Now he is at the beginning of puberty, his body is bigger, harder to deal with. He has gained a little weight, not alot, just a layer. Injuries have dominated the last year. He has lost skills.

As a Mom, I suspect it may be dying. DS is SOOOO adamant about staying, working and he insists he wants to make it to L10.

Although I will never tell him NOT to do what he loves, when does a parent gently guide a young man to a new sport?

Am I wrong? Is this sort of normal? should I keep urging him through this? Right now I am keeping my mouth shut about his sport....I only pester about school, and if he asks ME a gym question.

Let me know if your older gymmie has had a tough transformation.
 
I recognize myself in your post. I got injured a lot once I hit puberty... at the age of 11. I kept training, missing competitions, some years competing in only 1 or 2. But I couldn't stop. Now I think my parents would have liked me to stop. They hated seeing me injured but they also wanted me to do the things I love.

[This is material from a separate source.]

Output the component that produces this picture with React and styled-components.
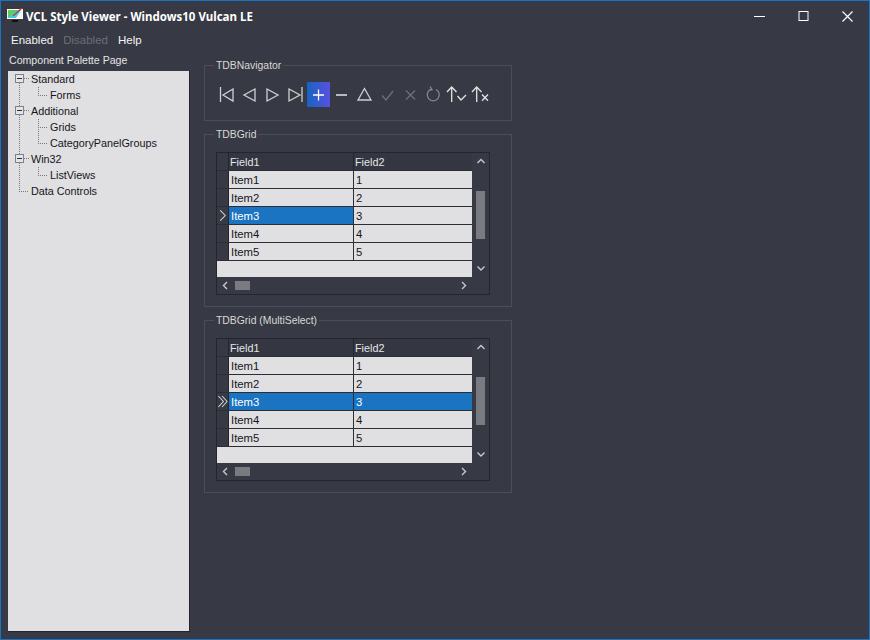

Ultimately, I stopped because of injuries that would have given me long terms problems if I had kept training on them. I finally accepted the fact my body couldn't handle it anymore when my physio told me I had to chose between gym and being able to have a pain free active lifestyle.

Is this normal? Yes, he's just passionate about the sport. Also, injuries may be less frequent and lost skills may come back once he's used to his new body.
 
I would only step in and say "stop" if, as in Catou's post, the injuries were going to cause long-term harm. It is our job as parents to see the long term ramifications. I suspect that either your son will "come out the other side" of puberty and things will start to get better, or else they won't and he will eventually want to stop. I think you are doing the exactly right thing. Be encouraging as long as this is what he wants to do, but make sure he knows that it is his sport and that you will in no way be dissapointed with him if he wants to do something else. If he brings up other things he would like to try, be a sounding board for his ideas and help him brainstorm ways to try them out, even if it means missing some gymnastics.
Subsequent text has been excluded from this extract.